You’ve turned to Elation fixtures at times and are currently using a bunch of DARTZ 360™ on the KISS “End of the Road” tour. Is there an Elation light you’d like to get your hands on?
I saw a recent demo of the Artiste Picasso and really loved the features. I’m hoping to get it on a show soon. I will be checking out the new Fuze on Tuesday. Very much looking forward to it.
What are you currently working on?
I’m currently collaborating with the Cour Design team for the upcoming Of Monsters and Men tour. I also still have a few shows left with Muse before the end of the year. KISS is still rolling around the planet. And I have a few design proposals that are about to go out. There are a few other projects that I can’t discuss ;-)
What do you like to do when you’re not doing lighting?
Am I ever NOT working??? HAHAHA! I love reading. I’m almost always relaxing with my kindle when I can. I also love boxing. I try to train with my boxing trainer twice a week when I’m home. It’s an incredible physical and mental work out. I’ll never get in a ring. But I love doing mitt and bag work as much as possible.
This industry can be hard on people. What do you do to stay healthy?
I try my hardest to workout 4 to 5 days a week. It’s not easy when I’m in the middle of rehearsals and programming. But it’s the only way I can keep my brain functioning properly. And I tend to have more energy when I keep up with the routine.

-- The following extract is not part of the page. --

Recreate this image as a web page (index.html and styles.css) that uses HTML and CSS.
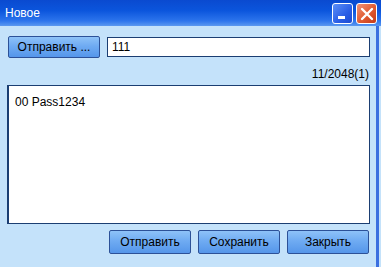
FILE: index.html
```html
<!DOCTYPE html>
<html lang="ru">
<head>
    <meta charset="UTF-8">
    <title>Новое</title>
    <link rel="stylesheet" href="styles.css">
</head>
<body>
    <div class="window">
        <div class="titlebar">
            <span class="title">Новое</span>
            <div class="controls">
                <div class="ctl min"><span class="dash"></span></div>
                <div class="ctl close">
                    <svg width="14" height="14" viewBox="0 0 14 14">
                        <path d="M2 2 L12 12 M12 2 L2 12" stroke="white" stroke-width="2.4" stroke-linecap="round"/>
                    </svg>
                </div>
            </div>
        </div>

        <div class="content">
            <div class="row">
                <button class="btn send-to">Отправить ...</button>
                <div class="field">111</div>
            </div>
            <div class="counter">11/2048(1)</div>
            <div class="message">00 Pass1234</div>
            <div class="actions">
                <button class="btn">Отправить</button>
                <button class="btn">Сохранить</button>
                <button class="btn">Закрыть</button>
            </div>
        </div>
    </div>
</body>
</html>
```

FILE: styles.css
```css
body {
    margin: 0;
    padding: 0;
    font-family: "Liberation Sans", Arial, sans-serif;
    font-size: 12px;
    background-color: #c4e2fa;
}
.window {
    width: 381px;
    height: 267px;
    display: flex;
    flex-direction: column;
}
.titlebar {
    height: 26px;
    display: flex;
    align-items: center;
    justify-content: space-between;
    padding: 0 4px 0 5px;
    background: linear-gradient(to bottom, #0a4ad0 0%, #0b55dc 40%, #2c74ec 80%, #5a98f0 100%);
    color: white;
}
.title {
    font-size: 12px;
}
.controls {
    display: flex;
    gap: 3px;
    align-self: flex-start;
    margin-top: 3px;
}
.ctl {
    width: 21px;
    height: 21px;
    box-sizing: border-box;
    border: 1px solid white;
    border-radius: 3px;
    display: flex;
    align-items: center;
    justify-content: center;
}
.min {
    background: linear-gradient(to bottom right, #5b8ff7, #2a5ee6 60%, #1c4ad0);
    align-items: flex-end;
}
.dash {
    width: 7px;
    height: 3px;
    background: white;
    margin-bottom: 4px;
    margin-right: 3px;
}
.close {
    background: linear-gradient(to bottom right, #f0947a, #e05a30 55%, #c43a18);
}
.content {
    flex: 1;
    padding: 10px 6px 0 7px;
    margin-right: 2px;
    border-right: 3px solid #3b6fe0;
    display: flex;
    flex-direction: column;
}
.row {
    display: flex;
    gap: 7px;
    align-items: center;
    padding-left: 1px;
}
.btn {
    font-family: "Liberation Sans", Arial, sans-serif;
    font-size: 12px;
    color: #000;
    height: 22px;
    padding: 0;
    border: 1px solid #2c5198;
    border-radius: 2px;
    background: linear-gradient(to bottom, #8ec2f8 0%, #6fabf2 45%, #5596ea 100%);
    cursor: pointer;
}
.send-to {
    width: 92px;
}
.field {
    flex: 1;
    height: 20px;
    box-sizing: border-box;
    background: white;
    border: 1px solid #1b3e72;
    padding: 2px 4px;
    font-size: 12px;
}
.counter {
    text-align: right;
    margin: 9px 1px 0 0;
    height: 18px;
    line-height: 14px;
}
.message {
    height: 139px;
    box-sizing: border-box;
    background: white;
    border: 1px solid #1b3e72;
    border-left: 2px solid #1b3e72;
    padding: 9px 6px;
}
.actions {
    display: flex;
    justify-content: flex-end;
    gap: 7px;
    margin-top: 6px;
    padding-right: 1px;
}
.actions .btn {
    width: 82px;
    height: 24px;
}
```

What’s something about Sooner that people might find surprising?
I’m obsessed with Formula One racing.
What advice would you give to a young lighting designer just starting out?
LEARN. Never stop learning. I’m constantly going to galleries, shows, looking at art online, etc. I love working with younger programmers and lighting directors that know more about the lighting console than me so that I can learn new tricks. I think it’s important to have an open mind so that you can allow growth in your life. Even when it comes in unexpected places.